Officials of Sanitary District No. 2, which includes Baldwin, support Nassau’s plastic-bag bill, according to Commissioner John Cools. “We always support stuff like that. It’s just common sense,” Cools said. “We’ve got to stop using plastic.”

Sunday’s cleanup was the second annual event hosted by Sonny’s, whose manager, Gareth Moore, said the effort started last year, in the interest of keeping the water as clean as possible. “We’re on the water, and people will boat here sometimes,” Moore said. “We don’t want people coming down here and getting their motors crammed up with garbage or the water looking unsightly.”

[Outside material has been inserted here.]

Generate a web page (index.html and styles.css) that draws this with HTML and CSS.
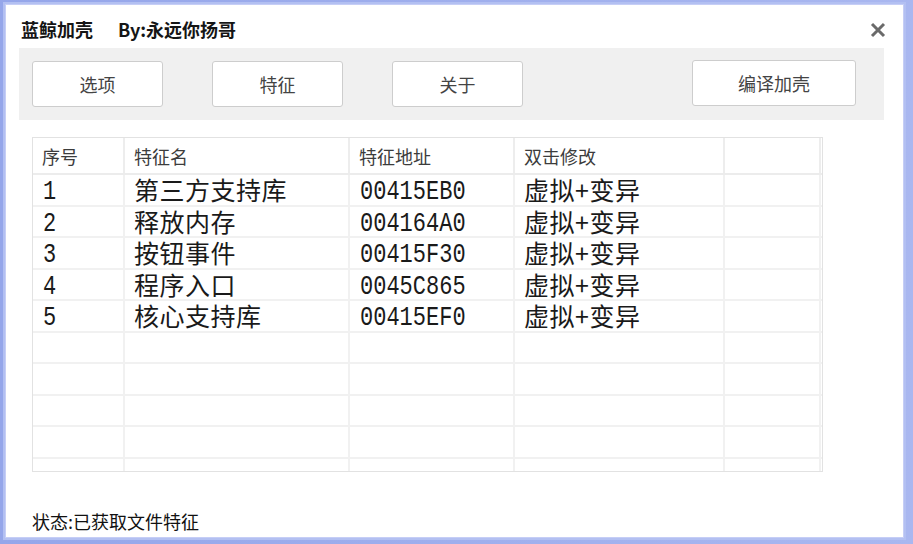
FILE: index.html
```html
<!DOCTYPE html>
<html lang="zh-CN">
<head>
<meta charset="utf-8">
<title>蓝鲸加壳</title>
<link rel="stylesheet" href="styles.css">
</head>
<body>
<div class="window">
  <div class="titlebar">
    <span class="title">蓝鲸加壳</span>
    <span class="title by">By:永远你扬哥</span>
    <span class="close" aria-label="关闭">
      <svg width="16" height="16" viewBox="0 0 16 16"><path d="M2 2 L14 14 M14 2 L2 14" stroke="#6a6a6a" stroke-width="3" stroke-linecap="butt" fill="none"/></svg>
    </span>
  </div>
  <div class="toolbar">
    <div class="btn">选项</div>
    <div class="btn">特征</div>
    <div class="btn">关于</div>
    <div class="btn btn-wide">编译加壳</div>
  </div>
  <div class="grid">
    <div class="row head">
      <div class="cell">序号</div>
      <div class="cell">特征名</div>
      <div class="cell">特征地址</div>
      <div class="cell">双击修改</div>
      <div class="cell"></div>
    </div>
    <div class="row">
      <div class="cell mono"><span>1</span></div>
      <div class="cell cjk">第三方支持库</div>
      <div class="cell mono"><span>00415EB0</span></div>
      <div class="cell cjk">虚拟+变异</div>
      <div class="cell"></div>
    </div>
    <div class="row">
      <div class="cell mono"><span>2</span></div>
      <div class="cell cjk">释放内存</div>
      <div class="cell mono"><span>004164A0</span></div>
      <div class="cell cjk">虚拟+变异</div>
      <div class="cell"></div>
    </div>
    <div class="row">
      <div class="cell mono"><span>3</span></div>
      <div class="cell cjk">按钮事件</div>
      <div class="cell mono"><span>00415F30</span></div>
      <div class="cell cjk">虚拟+变异</div>
      <div class="cell"></div>
    </div>
    <div class="row">
      <div class="cell mono"><span>4</span></div>
      <div class="cell cjk">程序入口</div>
      <div class="cell mono"><span>0045C865</span></div>
      <div class="cell cjk">虚拟+变异</div>
      <div class="cell"></div>
    </div>
    <div class="row">
      <div class="cell mono"><span>5</span></div>
      <div class="cell cjk">核心支持库</div>
      <div class="cell mono"><span>00415EF0</span></div>
      <div class="cell cjk">虚拟+变异</div>
      <div class="cell"></div>
    </div>
    <div class="row"><div class="cell"></div><div class="cell"></div><div class="cell"></div><div class="cell"></div><div class="cell"></div></div>
    <div class="row"><div class="cell"></div><div class="cell"></div><div class="cell"></div><div class="cell"></div><div class="cell"></div></div>
    <div class="row"><div class="cell"></div><div class="cell"></div><div class="cell"></div><div class="cell"></div><div class="cell"></div></div>
    <div class="row"><div class="cell"></div><div class="cell"></div><div class="cell"></div><div class="cell"></div><div class="cell"></div></div>
    <div class="row"><div class="cell"></div><div class="cell"></div><div class="cell"></div><div class="cell"></div><div class="cell"></div></div>
  </div>
  <div class="status">状态:已获取文件特征</div>
</div>
</body>
</html>
```

FILE: styles.css
```css
* { box-sizing: border-box; }

html, body {
  margin: 0;
  height: 544px;
  overflow: hidden;
}

body {
  background: linear-gradient(90deg, #95a6ea 0%, #a9b7f0 100%);
  padding: 5px 10px 7px 6px;
  font-family: "Noto Sans CJK SC", "Liberation Sans", sans-serif;
}

.window {
  background: #fff;
  height: 532px;
  display: flex;
  flex-direction: column;
  box-shadow: 0 0 0 1px #c6cef6, 0 0 0 3px #b3c0f2;
}

.titlebar {
  height: 43px;
  display: flex;
  align-items: center;
  padding: 4px 17px 0 15px;
}

.title {
  font-weight: bold;
  font-size: 18px;
  color: #151515;
}

.by { margin-left: 25px; }

.close {
  margin-left: auto;
  display: flex;
  padding-top: 3px;
}

.toolbar {
  margin-left: 13px;
  width: 865px;
  height: 72px;
  background: #f0f0f0;
  display: flex;
  align-items: flex-start;
  gap: 49px;
  padding: 13px 28px 0 13px;
}

.btn {
  width: 131px;
  height: 46px;
  background: #fff;
  border: 1px solid #cdcdcd;
  border-radius: 3px;
  display: flex;
  align-items: center;
  justify-content: center;
  font-size: 18px;
  color: #444;
}

.btn-wide {
  width: 164px;
  margin-left: auto;
  margin-top: -1px;
}

.grid {
  margin: 17px 0 0 26px;
  width: 791px;
  height: 335px;
  border: 1px solid #e2e2e2;
  overflow: hidden;
  padding-bottom: 3px;
}

.row {
  display: grid;
  grid-template-columns: 92px 225px 165px 210px 96px;
  height: 31.5px;
  border-bottom: 2px solid #f1f1f1;
}

.row.head {
  height: 37px;
  border-bottom: 2px solid #ececec;
}

.cell {
  border-right: 2px solid #f1f1f1;
  padding-left: 9px;
  display: flex;
  align-items: center;
  white-space: nowrap;
  color: #1a1a1a;
}

.head .cell {
  font-size: 18px;
  color: #3c3c3c;
  border-right-color: #ededed;
  padding-top: 1px;
}

.cjk {
  font-size: 25px;
  line-height: 29px;
  letter-spacing: 0.5px;
}

.mono {
  font-family: "Liberation Mono", "DejaVu Sans Mono", monospace;
  font-size: 22px;
  line-height: 29px;
  padding-left: 10px;
}

.mono span {
  display: inline-block;
  transform: translateY(2px) scaleY(1.28);
}

.status {
  margin-top: auto;
  padding: 0 0 4px 26px;
  font-size: 18px;
  line-height: 24px;
  color: #111;
}
```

The Molloy College rugby team volunteered for the cleanup. Moore played rugby for the Rockville Centre college, and when he needed volunteers, he turned to his former team. “I leaned on these guys, and they were very generous,” he said.

Operation SPLASH provided the boats to transport the cleanup crews. Sanitary District No. 2 offered garbage bags and a truck to haul away the trash that was collected.

Moore said he hoped to expand the event next year, and possibly do it twice a year in the future. “That way, we’re really doing our part to keep [the bays] clean year-round,” he said.

Baldwinite Bill Blazey, a friend of Moore’s, skippered the boat on which the Gonsalves family volunteered. They removed chunks of wood, an unopened beer can, part of a gutter, a cabbage head and more.

“I live on the water,” Blazey said. “I fish, I go clamming, so keeping it clean is very important to me. You do little things, and it makes a big difference.”

In addition to the boat crews, volunteers scattered across nearby parks to collect litter before it reached nearby storm drains, which let out in the bays. Freeporter Melanie Meyer said she found plastic bottle caps, straws, a syringe and a used condom at Baldwin’s Milburn Pond Park.

“It was beautiful at first, until you got to the water’s edge” of the pond, she said. “It’s tons and tons of plastic. It’s unbelievable.”